The figure that haunts the album is George Theis, the leader of Springsteen’s first group, The Castiles. He was the subject of the solo acoustic show closer “I’ll See You In My Dreams,” which conveyed the lovely notion of the dead living on in our internal lives.
Theis’ death in 2018 left Springsteen as the sole surviving member of The Castiles, the group he joined as a teenager to begin what he called “the greatest adventure of my life: playing in my first rock and roll band.”
It also inspired “Last Man Standing” the tender Letter To You song that was at the absolute center of Thursday night’s show. In his spoken intro, Springsteen talked about the clarity of thought that came over him standing at Theis’ deathbed.
“At 15, everything is tomorrow and hello, hello, hello. And as time passes, there are a lot more goodbyes,” he said. “It reminds you how important living every moment of your life is. So be good to your loved ones, be good to yourselves and be good to this world of ours.” In other words, as a pretty good songwriter once put it, remember this: “It ain’t no sin to be glad you’re alive.”

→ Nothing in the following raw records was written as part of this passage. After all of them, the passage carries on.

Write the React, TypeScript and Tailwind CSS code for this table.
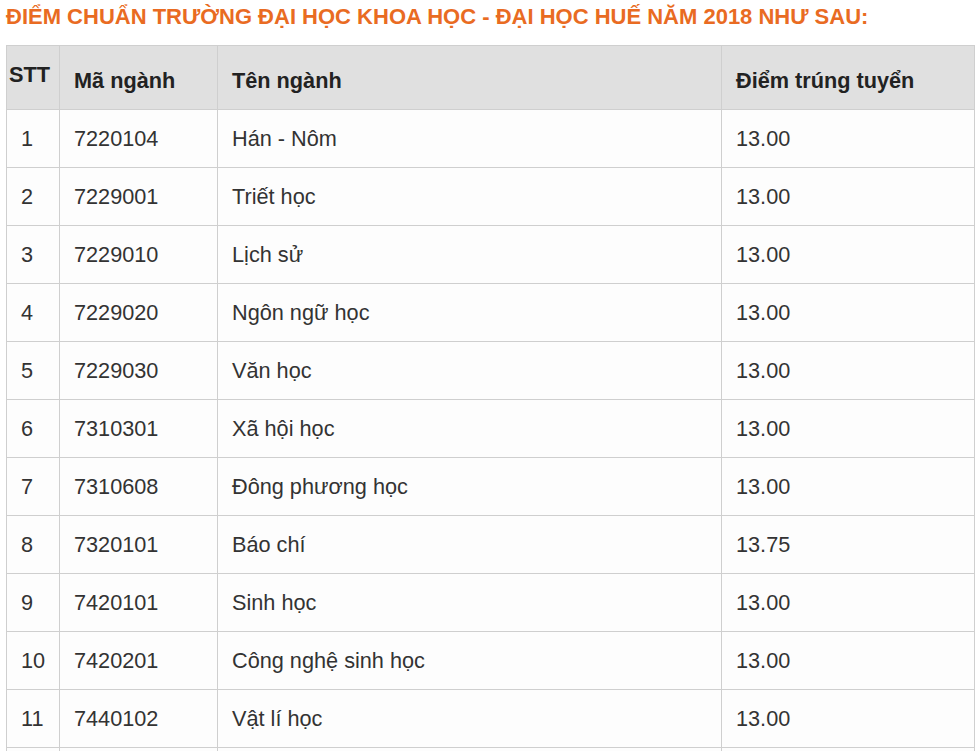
import React from "react";

const rows: [string, string, string, string][] = [
  ["1", "7220104", "Hán - Nôm", "13.00"],
  ["2", "7229001", "Triết học", "13.00"],
  ["3", "7229010", "Lịch sử", "13.00"],
  ["4", "7229020", "Ngôn ngữ học", "13.00"],
  ["5", "7229030", "Văn học", "13.00"],
  ["6", "7310301", "Xã hội học", "13.00"],
  ["7", "7310608", "Đông phương học", "13.00"],
  ["8", "7320101", "Báo chí", "13.75"],
  ["9", "7420101", "Sinh học", "13.00"],
  ["10", "7420201", "Công nghệ sinh học", "13.00"],
  ["11", "7440102", "Vật lí học", "13.00"],
];

export default function App() {
  return (
    <div
      className="bg-white w-[980px] h-[751px] overflow-hidden"
      style={{ fontFamily: '"Liberation Sans", Arial, sans-serif' }}
    >
      <div className="h-[45px] pl-[6px] pt-[5px] text-[22px] leading-[24px] font-bold text-[#e96b22] whitespace-nowrap">
        ĐIỂM CHUẨN TRƯỜNG ĐẠI HỌC KHOA HỌC - ĐẠI HỌC HUẾ NĂM 2018 NHƯ SAU:
      </div>
      <table className="ml-[6px] w-[968px] border-collapse table-fixed text-[21.7px]">
        <colgroup>
          <col className="w-[53px]" />
          <col className="w-[158px]" />
          <col className="w-[504px]" />
          <col className="w-[253px]" />
        </colgroup>
        <thead>
          <tr className="h-[64px] bg-[#e0e0e0] text-[#222]">
            <th className="border border-[#cfcfcf] px-[2px] pb-[5px] text-left font-bold align-middle">
              STT
            </th>
            <th className="border border-[#cfcfcf] pl-[14px] pt-[7px] text-left font-bold align-middle">
              Mã ngành
            </th>
            <th className="border border-[#cfcfcf] pl-[14px] pt-[7px] text-left font-bold align-middle">
              Tên ngành
            </th>
            <th className="border border-[#cfcfcf] pl-[14px] pt-[7px] text-left font-bold align-middle">
              Điểm trúng tuyển
            </th>
          </tr>
        </thead>
        <tbody>
          {rows.map((r) => (
            <tr key={r[0]} className="h-[58px] bg-[#fdfdfd] text-[#333]">
              {r.map((c, i) => (
                <td
                  key={i}
                  className="border border-[#cfcfcf] pl-[14px] pt-[2px] align-middle whitespace-nowrap"
                >
                  {c}
                </td>
              ))}
            </tr>
          ))}
          <tr className="h-[58px] bg-[#fdfdfd]">
            <td className="border border-[#cfcfcf]"></td>
            <td className="border border-[#cfcfcf]"></td>
            <td className="border border-[#cfcfcf]"></td>
            <td className="border border-[#cfcfcf]"></td>
          </tr>
        </tbody>
      </table>
    </div>
  );
}
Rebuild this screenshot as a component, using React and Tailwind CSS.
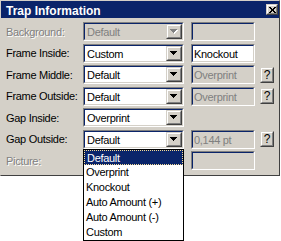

Bruce Springsteen and the E Street Band return to Philadelphia to play Citizens Bank Park on Aug. 16 and 18. Tickets are available at Phillies.com/Springsteen.
Bruce Springsteen’s Philadelphia set list, March 16 2023 at the Wells Fargo Center
“No Surrender”
“Ghosts”
“Prove It All Night”
“Letter To You”
“The Promised Land”
“Candy’s Room”
“Kitty’s Back”
“Nightshift”
“The E Street Shuffle”
“Trapped”
“Johnny 99″
“Last Man Standing”
“Backstreets”
“Because The Night”
“She’s The One”
“Wrecking Ball”
“The Rising”
“Badlands”
(The band takes a bow, but does not leave the stage)
“Thunder Road”
“Born To Run”
“Rosalita (Come Out Tonight)”
“Glory Days”
“Dancing In the Dark”
“Tenth Avenue Freeze Out”
“I’ll See You In My Dreams”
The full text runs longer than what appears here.